個の力とシステム

よくスポーツの解説など(サッカーの解説でよく聞く気がする)で、「個の力」か「システム」か、といった話題を耳にすることがある。トルシエが日本代表の監督をやっていたころ、特に多かった気がする。

解説では、「個の力」と「システム」を対立構造で語っていたが、僕はバスケットボールをやっていた経験から「個の力」と「システム」は対立構造にはないと思っている。「システム」は土台で、「個の力」というのはシステムをより強固にしたり、プラスアルファの力をもたらすものというのが僕の考えだ。

バスケットボールの神様と言われたマイケルジョーダン率いるシカゴブルズが黄金期を作ったのも、ジョーダン個人の力だけではなく、脇をサポートするメンバーと、何より「トライアングルオフェンス」というシステムの導入が大きかったと思う。

ちなみに「トライアングルオフェンス」というのは、その名の通りオフェンスのシステムで、人とボールを流動的に効率よく動かすためのルールのようなものだ。ルールと言ってもガチガチに決められたものではなく、ディフェンスの状況に応じていくつか選択肢があって、その中から一番良いと思うものをプレーヤーが選択するといったものになる。0からプレーを組み立てるのではなく、ある程度決められたプレーから選択することで仲間同士でイメージを共有しやすいという利点がある。

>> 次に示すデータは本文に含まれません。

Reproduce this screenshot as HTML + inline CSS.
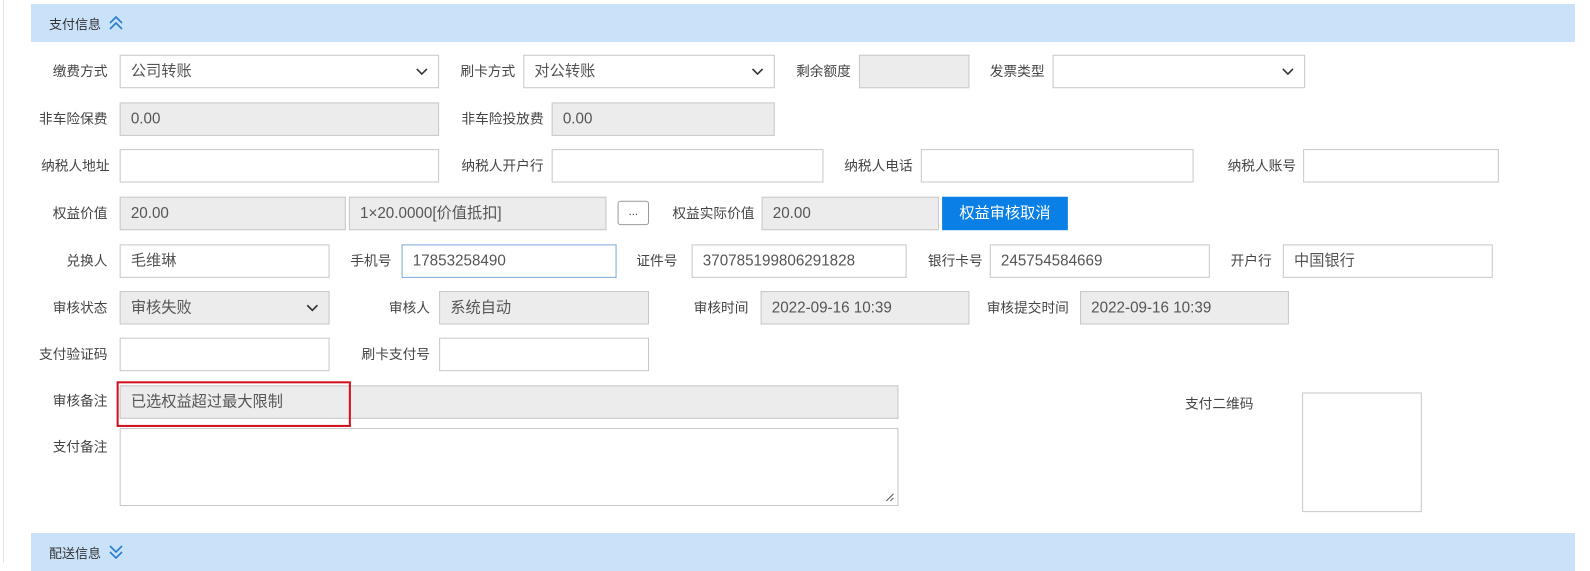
<!DOCTYPE html>
<html><head><meta charset="utf-8"><style>
body{margin:0;width:1590px;height:563px;background:#fff;position:relative;overflow:hidden;font-family:"Liberation Sans","Noto Sans CJK SC",sans-serif}
.hd{position:absolute;left:31px;width:1544px;height:38px;background:#c9e2f9;font-size:13px;color:#333}
.hd span{position:absolute;left:18px;top:10px}
.hd svg{position:absolute;left:78px;top:11px}
#w{position:absolute;left:0;top:0;width:1568px;height:555px;transform:scale(1.0141);transform-origin:0 0}
.l{position:absolute;font-size:13.5px;color:#444;text-align:right;white-space:nowrap;line-height:33px;height:33px}
.i{position:absolute;box-sizing:border-box;border:1px solid #c8c8c8;background:#fff;height:33px;font-size:15px;color:#555;line-height:31px;padding-left:10px;white-space:nowrap}
.g{background:#ececec}
.s svg{position:absolute;right:10px;top:12px}
</style></head><body>
<div style="position:absolute;left:3px;top:0;width:1px;height:563px;background:#e4e4e4"></div>
<div class="hd" style="top:4px"><span>支付信息</span><svg width="14" height="16" viewBox="0 0 14 16"><path d="M1 8L7 2L13 8M1 14L7 8L13 14" fill="none" stroke="#2a7bd0" stroke-width="1.6"/></svg></div>
<div id="w">
<!-- row1 -->
<div class="l" style="right:1462px;top:54px">缴费方式</div>
<div class="i s" style="left:118px;top:54px;width:315px">公司转账<svg width="12" height="8"><path d="M1 1L6 6L11 1" fill="none" stroke="#333" stroke-width="1.6"/></svg></div>
<div class="l" style="right:1060px;top:54px">刷卡方式</div>
<div class="i s" style="left:516px;top:54px;width:248px">对公转账<svg width="12" height="8"><path d="M1 1L6 6L11 1" fill="none" stroke="#333" stroke-width="1.6"/></svg></div>
<div class="l" style="right:729px;top:54px">剩余额度</div>
<div class="i g" style="left:847px;top:54px;width:109px"></div>
<div class="l" style="right:538px;top:54px">发票类型</div>
<div class="i s" style="left:1038px;top:54px;width:249px"><svg width="12" height="8"><path d="M1 1L6 6L11 1" fill="none" stroke="#333" stroke-width="1.6"/></svg></div>

<!-- row2 -->
<div class="l" style="right:1462px;top:101px">非车险保费</div>
<div class="i g" style="left:118px;top:101px;width:315px">0.00</div>
<div class="l" style="right:1032px;top:101px">非车险投放费</div>
<div class="i g" style="left:544px;top:101px;width:220px">0.00</div>

<!-- row3 -->
<div class="l" style="right:1460px;top:147px">纳税人地址</div>
<div class="i" style="left:118px;top:147px;width:315px"></div>
<div class="l" style="right:1032px;top:147px">纳税人开户行</div>
<div class="i" style="left:544px;top:147px;width:268px"></div>
<div class="l" style="right:668px;top:147px">纳税人电话</div>
<div class="i" style="left:908px;top:147px;width:269px"></div>
<div class="l" style="right:290px;top:147px">纳税人账号</div>
<div class="i" style="left:1285px;top:147px;width:193px"></div>

<!-- row4 -->
<div class="l" style="right:1462px;top:194px">权益价值</div>
<div class="i g" style="left:118px;top:194px;width:223px">20.00</div>
<div class="i g" style="left:344px;top:194px;width:254px">1×20.0000[价值抵扣]</div>
<div style="position:absolute;left:609px;top:198px;width:31px;height:24px;box-sizing:border-box;border:1px solid #999;border-radius:3px;font-size:11px;text-align:center;line-height:20px;color:#333">...</div>
<div class="l" style="right:824px;top:194px">权益实际价值</div>
<div class="i g" style="left:751px;top:194px;width:175px">20.00</div>
<div style="position:absolute;left:929px;top:194px;width:124px;height:33px;background:#0a7fe6;color:#fff;font-size:15px;line-height:33px;text-align:center">权益审核取消</div>

<!-- row5 -->
<div class="l" style="right:1462px;top:241px">兑换人</div>
<div class="i" style="left:118px;top:241px;width:207px">毛维琳</div>
<div class="l" style="right:1182px;top:241px">手机号</div>
<div class="i" style="left:396px;top:241px;width:212px;border-color:#7aa9dc">17853258490</div>
<div class="l" style="right:900px;top:241px">证件号</div>
<div class="i" style="left:682px;top:241px;width:212px">370785199806291828</div>
<div class="l" style="right:599px;top:241px">银行卡号</div>
<div class="i" style="left:976px;top:241px;width:217px">245754584669</div>
<div class="l" style="right:314px;top:241px">开户行</div>
<div class="i" style="left:1265px;top:241px;width:207px">中国银行</div>

<!-- row6 -->
<div class="l" style="right:1462px;top:287px">审核状态</div>
<div class="i g s" style="left:118px;top:287px;width:207px">审核失败<svg width="12" height="8"><path d="M1 1L6 6L11 1" fill="none" stroke="#333" stroke-width="1.6"/></svg></div>
<div class="l" style="right:1144px;top:287px">审核人</div>
<div class="i g" style="left:433px;top:287px;width:207px">系统自动</div>
<div class="l" style="right:830px;top:287px">审核时间</div>
<div class="i g" style="left:750px;top:287px;width:206px">2022-09-16 10:39</div>
<div class="l" style="right:514px;top:287px">审核提交时间</div>
<div class="i g" style="left:1065px;top:287px;width:206px">2022-09-16 10:39</div>

<!-- row7 -->
<div class="l" style="right:1462px;top:333px">支付验证码</div>
<div class="i" style="left:118px;top:333px;width:207px"></div>
<div class="l" style="right:1144px;top:333px">刷卡支付号</div>
<div class="i" style="left:433px;top:333px;width:207px"></div>

<!-- row8 -->
<div class="l" style="right:1462px;top:379px">审核备注</div>
<div class="i g" style="left:118px;top:380px;width:768px">已选权益超过最大限制</div>
<div style="position:absolute;left:115px;top:376px;width:231px;height:45px;box-sizing:border-box;border:2px solid #d0101e"></div>
<div class="l" style="right:1462px;top:424px">支付备注</div>
<div class="i" style="left:118px;top:422px;width:768px;height:77px"><svg style="position:absolute;right:3px;bottom:3px" width="10" height="10"><path d="M9 2L2 9M9 6L6 9" stroke="#555" stroke-width="1"/></svg></div>
<div class="l" style="right:332px;top:382px">支付二维码</div>
<div class="i" style="left:1284px;top:387px;width:118px;height:118px"></div>
</div>
<div class="hd" style="top:533px"><span>配送信息</span><svg width="14" height="16" viewBox="0 0 14 16"><path d="M1 2L7 8L13 2M1 8L7 14L13 8" fill="none" stroke="#2a7bd0" stroke-width="1.6"/></svg></div>
</body></html>
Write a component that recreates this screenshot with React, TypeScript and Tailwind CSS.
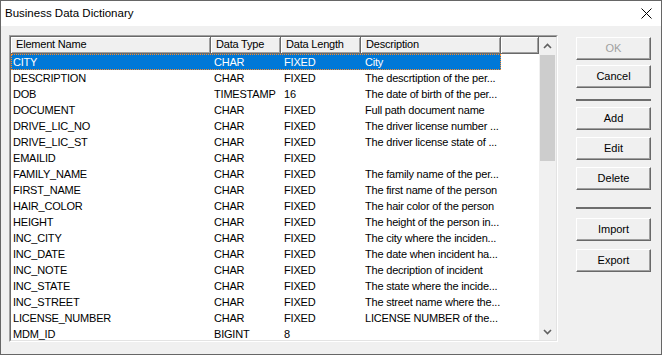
import React from 'react';

const rows = [
  ['CITY', 'CHAR', 'FIXED', 'City'],
  ['DESCRIPTION', 'CHAR', 'FIXED', 'The descrtiption of the per...'],
  ['DOB', 'TIMESTAMP', '16', 'The date of birth of the per...'],
  ['DOCUMENT', 'CHAR', 'FIXED', 'Full path document name'],
  ['DRIVE_LIC_NO', 'CHAR', 'FIXED', 'The driver license number ...'],
  ['DRIVE_LIC_ST', 'CHAR', 'FIXED', 'The driver license state of ...'],
  ['EMAILID', 'CHAR', 'FIXED', ''],
  ['FAMILY_NAME', 'CHAR', 'FIXED', 'The family name of the per...'],
  ['FIRST_NAME', 'CHAR', 'FIXED', 'The first name of the person'],
  ['HAIR_COLOR', 'CHAR', 'FIXED', 'The hair color of the person'],
  ['HEIGHT', 'CHAR', 'FIXED', 'The height of the person in...'],
  ['INC_CITY', 'CHAR', 'FIXED', 'The city where the inciden...'],
  ['INC_DATE', 'CHAR', 'FIXED', 'The date when incident ha...'],
  ['INC_NOTE', 'CHAR', 'FIXED', 'The decription of incident'],
  ['INC_STATE', 'CHAR', 'FIXED', 'The state where the incide...'],
  ['INC_STREET', 'CHAR', 'FIXED', 'The street name where the...'],
  ['LICENSE_NUMBER', 'CHAR', 'FIXED', 'LICENSE NUMBER of the...'],
  ['MDM_ID', 'BIGINT', '8', ''],
];

const widths = ['w-[200px]', 'w-[70px]', 'w-[80px]', 'w-[140px]'];
const headers = ['Element Name', 'Data Type', 'Data Length', 'Description'];

function HeaderCell({ label, width }: { label: string; width: string }) {
  return (
    <div
      className={`${width} h-full shrink-0 pl-[5px] leading-[15px] border-r border-b border-[#696969] shadow-[inset_1px_1px_0_#ffffff,inset_-1px_-1px_0_#a0a0a0] whitespace-nowrap overflow-hidden`}
    >
      {label}
    </div>
  );
}

function Chevron({ down }: { down?: boolean }) {
  return (
    <svg width="9" height="6" viewBox="0 0 9 6" className={down ? 'rotate-180' : ''}>
      <path d="M1 5 L4.5 1.5 L8 5" fill="none" stroke="#606060" strokeWidth="1.6" />
    </svg>
  );
}

function Btn({ label, disabled, className }: { label: string; disabled?: boolean; className?: string }) {
  return (
    <div
      className={`h-[23px] w-[75px] flex items-center justify-center bg-[#f0f0f0] border border-t-white border-l-white border-r-[#696969] border-b-[#696969] shadow-[inset_-1px_-1px_0_#a0a0a0] ${
        disabled ? 'text-[#a0a0a0]' : 'text-black'
      } ${className ?? ''}`}
    >
      {label}
    </div>
  );
}

export default function App() {
  return (
    <div
      className="w-[662px] h-[355px] flex flex-col border border-[#666666] bg-[#f0f0f0] text-[11px] text-black"
      style={{ fontFamily: '"Liberation Sans", Arial, sans-serif' }}
    >
      <div className="h-[25px] shrink-0 bg-white flex items-center justify-between pl-[4px] pr-[9px]">
        <span className="text-[11.5px]">Business Data Dictionary</span>
        <svg width="11" height="11" viewBox="0 0 11 11">
          <path d="M0.5 0.5 L10.5 10.5 M10.5 0.5 L0.5 10.5" stroke="#000" strokeWidth="1" />
        </svg>
      </div>

      <div className="flex-1 flex pl-[8px] pt-[9px]">
        <div className="w-[549px] h-[307px] shrink-0 border border-t-[#a0a0a0] border-l-[#a0a0a0] border-r-white border-b-white">
          <div className="w-full h-full flex border border-t-[#696969] border-l-[#696969] border-r-[#e3e3e3] border-b-[#e3e3e3] bg-white tracking-[-0.2px]">
            <div className="flex-1 flex flex-col overflow-hidden">
              <div className="h-[17px] shrink-0 flex bg-[#f0f0f0]">
                {headers.map((h, i) => (
                  <HeaderCell key={h} label={h} width={widths[i]} />
                ))}
                <HeaderCell label="" width="w-[38px]" />
              </div>
              {rows.map((r, ri) => (
                <div
                  key={r[0]}
                  className={`h-[16px] shrink-0 w-[490px] flex leading-[14px] ${
                    ri === 0 ? 'bg-[#0078d7] text-white border border-dotted border-[#ff8c28]' : 'border border-transparent'
                  }`}
                >
                  {r.map((c, ci) => (
                    <div
                      key={ci}
                      className={`${widths[ci]} shrink-0 whitespace-nowrap overflow-hidden ${ci === 0 ? 'pl-[1px] w-[199px]' : ci === 3 ? 'pl-[3px]' : 'pl-[2px]'}`}
                    >
                      {c}
                    </div>
                  ))}
                </div>
              ))}
            </div>
            <div className="w-[17px] shrink-0 flex flex-col bg-[#f0f0f0]">
              <div className="h-[17px] flex items-center justify-center">
                <Chevron />
              </div>
              <div className="flex-1 pt-[1px] px-[1px]">
                <div className="h-[106px] bg-[#cdcdcd]" />
              </div>
              <div className="h-[17px] flex items-center justify-center">
                <Chevron down />
              </div>
            </div>
          </div>
        </div>

        <div className="flex flex-col ml-[18px]">
          <Btn label="OK" disabled className="mt-[2px]" />
          <Btn label="Cancel" className="mt-[5px]" />
          <div className="mt-[11px] h-[2px] w-[75px] bg-[#6d6d6d]" />
          <Btn label="Add" className="mt-[6px]" />
          <Btn label="Edit" className="mt-[7px]" />
          <Btn label="Delete" className="mt-[7px]" />
          <div className="mt-[17px] h-[2px] w-[75px] bg-[#6d6d6d]" />
          <Btn label="Import" className="mt-[9px]" />
          <Btn label="Export" className="mt-[8px]" />
        </div>
      </div>
    </div>
  );
}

こういったシステムがあることで、仮に1試合90点取るとした場合、90点全てを個の力だけで取るのではなく、60点はシステムの力を利用して取って30点を個の力で取るみたいなことが可能になる。システマチックな方法で点が取れる分、この方がオフェンスにかける労力が少なくて済む。また、オフェンスはその日の調子に左右されやすいと言われるが、システムに従っていればある程度安定して点を取れることができる。その上、個の力はここぞって時に集中して発揮すればよい状況になり、個の力がより活かされやすくなる。

こうなると安定して点が取れるのでチームが負けづらくなる。これがシステムの良さであり、僕がシステムは土台だと言った理由でもある。

ドラマなどでは、個と組織を対立構造にして、個の力で組織をやっつけるみたいなストーリー展開の方がウケるのかもしれない。「私、失敗しないんで」とか言う医者が活躍する方が面白いのだろう。

でも実際は、しっかりしたシステムの上で個の力を発揮できる環境がベストだと僕は思う。よくゴッドハンドとか言って名医を紹介する記事などを見たことがあるが、病院の組織力を評価する記事もあったらいいのになと思う。